### Recorded information:
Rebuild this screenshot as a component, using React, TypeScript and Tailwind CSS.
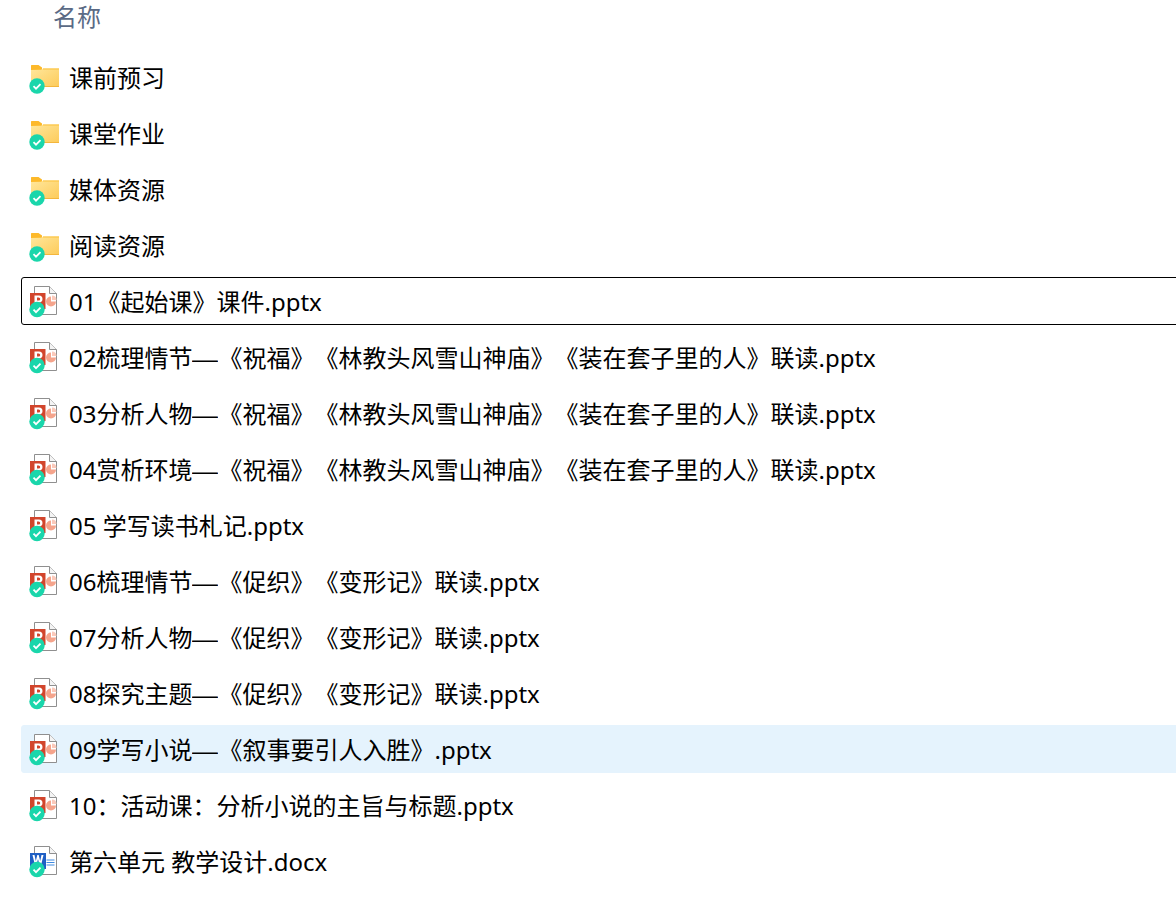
const folders = ['课前预习', '课堂作业', '媒体资源', '阅读资源'];

const files = [
  { name: '01《起始课》课件.pptx', state: 'focused' },
  { name: '02梳理情节—《祝福》《林教头风雪山神庙》《装在套子里的人》联读.pptx' },
  { name: '03分析人物—《祝福》《林教头风雪山神庙》《装在套子里的人》联读.pptx' },
  { name: '04赏析环境—《祝福》《林教头风雪山神庙》《装在套子里的人》联读.pptx' },
  { name: '05 学写读书札记.pptx' },
  { name: '06梳理情节—《促织》《变形记》联读.pptx' },
  { name: '07分析人物—《促织》《变形记》联读.pptx' },
  { name: '08探究主题—《促织》《变形记》联读.pptx' },
  { name: '09学写小说—《叙事要引人入胜》.pptx', state: 'selected' },
  { name: '10：活动课：分析小说的主旨与标题.pptx' },
  { name: '第六单元 教学设计.docx', word: true },
];

function SyncBadge({ cx, cy }: { cx: number; cy: number }) {
  return (
    <g>
      <circle cx={cx} cy={cy} r="7.7" fill="#1ad6ab" />
      <path
        d={`M${cx - 3.5} ${cy + 0.2}l2.5 2.5l4.500 -4.500`}
        fill="none"
        stroke="#ffffff"
        strokeWidth="1.800"
      />
    </g>
  );
}

function FolderIcon() {
  return (
    <svg width="32" height="34" viewBox="0 0 32 34" className="shrink-0 mt-[2px]">
      <defs>
        <linearGradient id="folderBody" x1="0" y1="0" x2="1" y2="1">
          <stop offset="0" stopColor="#ffe79c" />
          <stop offset="1" stopColor="#fdcb5a" />
        </linearGradient>
      </defs>
      <path d="M2 4.500a0.500 0.500 0 0 1 0.500 -0.500h7l3.500 2.500v3h-11z" fill="#fdb92a" />
      <path d="M2 9l10 -0.200l2 -1.300h16v18.500h-28z" fill="url(#folderBody)" />
      <rect x="2" y="25" width="28" height="1" fill="#f4b63c" />
      <rect x="14" y="7.500" width="16" height="1" fill="#fcc23c" />
      <SyncBadge cx={8} cy={25} />
    </svg>
  );
}

function PptIcon() {
  return (
    <svg width="32" height="34" viewBox="0 0 32 34" className="shrink-0 mt-[2px]">
      <path d="M5.500 1.500h15l7 7v21h-22z" fill="#ffffff" stroke="#8f8f8f" />
      <path d="M20.500 1.500v7h7" fill="#f4f4f4" stroke="#8f8f8f" />
      <rect x="1" y="8" width="15.500" height="16" fill="#d2452c" />
      <path d="M5.500 10.500h4.500a3.500 3.500 0 0 1 0 7h-2v3.500h-2.500zM8 12.500v3h1.700a1.500 1.500 0 0 0 0 -3z" fill="#ffffff" fillRule="evenodd" />
      <path d="M22 11.500a5 5 0 1 0 5 5h-5z" fill="#f5a48c" />
      <path d="M23 10.500a4.700 4.700 0 0 1 4.500 4.500h-4.500z" fill="#fbc9ba" />
      <SyncBadge cx={8} cy={24.5} />
    </svg>
  );
}

function WordIcon() {
  return (
    <svg width="32" height="34" viewBox="0 0 32 34" className="shrink-0 mt-[2px]">
      <path d="M5.500 1.500h15l7 7v21h-22z" fill="#ffffff" stroke="#8f8f8f" />
      <path d="M20.500 1.500v7h7" fill="#f4f4f4" stroke="#8f8f8f" />
      <rect x="1" y="8" width="16" height="16" fill="#1f5fc4" />
      <path d="M3.500 10h2l1.300 6l1.500 -6h1.400l1.500 6l1.300 -6h2l-2.300 9.500h-1.800l-1.400 -5.500l-1.400 5.500h-1.800z" fill="#ffffff" />
      <path d="M17.500 15h8M17.500 17.500h8M17.500 20h8" stroke="#3f8ae0" strokeWidth="1" />
      <SyncBadge cx={8} cy={24.5} />
    </svg>
  );
}

function Row({ icon, name, state }: { icon: React.ReactNode; name: string; state?: string }) {
  let tone = 'border-transparent';
  if (state === 'focused') tone = 'border-black rounded-[3px]';
  if (state === 'selected') tone = 'border-[#e5f3fd] bg-[#e5f3fd] rounded-[3px]';
  const parts = name.split('—');
  return (
    <div className={`flex items-center gap-2 h-12 w-[1170px] shrink-0 pl-[7px] border ${tone}`}>
      {icon}
      <span className="whitespace-nowrap text-black pt-[2px] [text-spacing-trim:space-all]">
        {parts[0]}
        {parts.length > 1 && (
          <>
            <span className="inline-block w-[26px] origin-left scale-x-[1.08] font-['Liberation_Sans']">—</span>
            {parts[1]}
          </>
        )}
      </span>
    </div>
  );
}

export default function App() {
  return (
    <div
      className="h-[898px] overflow-hidden bg-white text-[24px] pl-[21px]"
      style={{ fontFamily: '"Noto Sans", "Noto Sans CJK SC", sans-serif' }}
    >
      <div className="h-[34px] mb-[19px] pl-8 flex items-center text-[#5a6a85]">名称</div>
      <div className="flex flex-col gap-2">
        {folders.map((name) => (
          <Row key={name} icon={<FolderIcon />} name={name} />
        ))}
        {files.map((file) => (
          <Row
            key={file.name}
            icon={file.word ? <WordIcon /> : <PptIcon />}
            name={file.name}
            state={file.state}
          />
        ))}
      </div>
    </div>
  );
}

### Stated exercise:
Repeat, word for word and with no pictures, only the lines running from the beginning of the data to the line that contains "const folders = ['课前预习', '课堂作业', '媒体资源', '阅读资源'];".

### Solved exercise:
Rebuild this screenshot as a component, using React, TypeScript and Tailwind CSS.
const folders = ['课前预习', '课堂作业', '媒体资源', '阅读资源'];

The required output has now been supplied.